Auf Schweizer Seite argumentiert Rudolf Morant, Präsident der Krebsliga Ostschweiz, anders. Auch er räumt gegenüber Medinside ein, dass die statistische Interpretation anspruchsvoll ist – aber er bleibt überzeugt: «Durch Teilnahme an einem Brustkrebsfrüherkennungs-Programm sinkt die Wahrscheinlichkeit, an Brustkrebs zu sterben, stark. Diese Befunde sind solide und plausibel.»
Morants Perspektive: Nicht nur das Überleben zählt, sondern auch, wie belastend die Therapie ist. Und genau hier biete das Screening und eine frühzeitige Diagnose Vorteile.
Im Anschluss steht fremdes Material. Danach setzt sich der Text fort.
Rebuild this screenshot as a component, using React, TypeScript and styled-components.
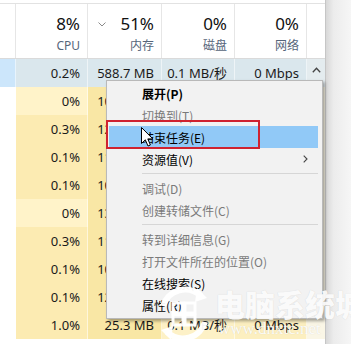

Fazit: Keine einfache Wahrheit
Was bleibt, ist ein Dilemma: Die Studienlage ist komplex, die Kommunikation darüber umso mehr. Während die einen nüchterne Risikoabwägung fordern, betonen Vertreterinnen und Vertreter der Früherkennungsprogramme den Zugewinn an Lebensqualität.
Klar ist: Der Streit um Zahlen ist mehr als akademisch. In der Schweiz droht funktionierenden Programmen derzeit das Aus – mitten in einer Debatte, die dringend nach Transparenz verlangt. Nicht mehr Zahlen, sondern verständliche, ehrliche Information ist jetzt gefragt.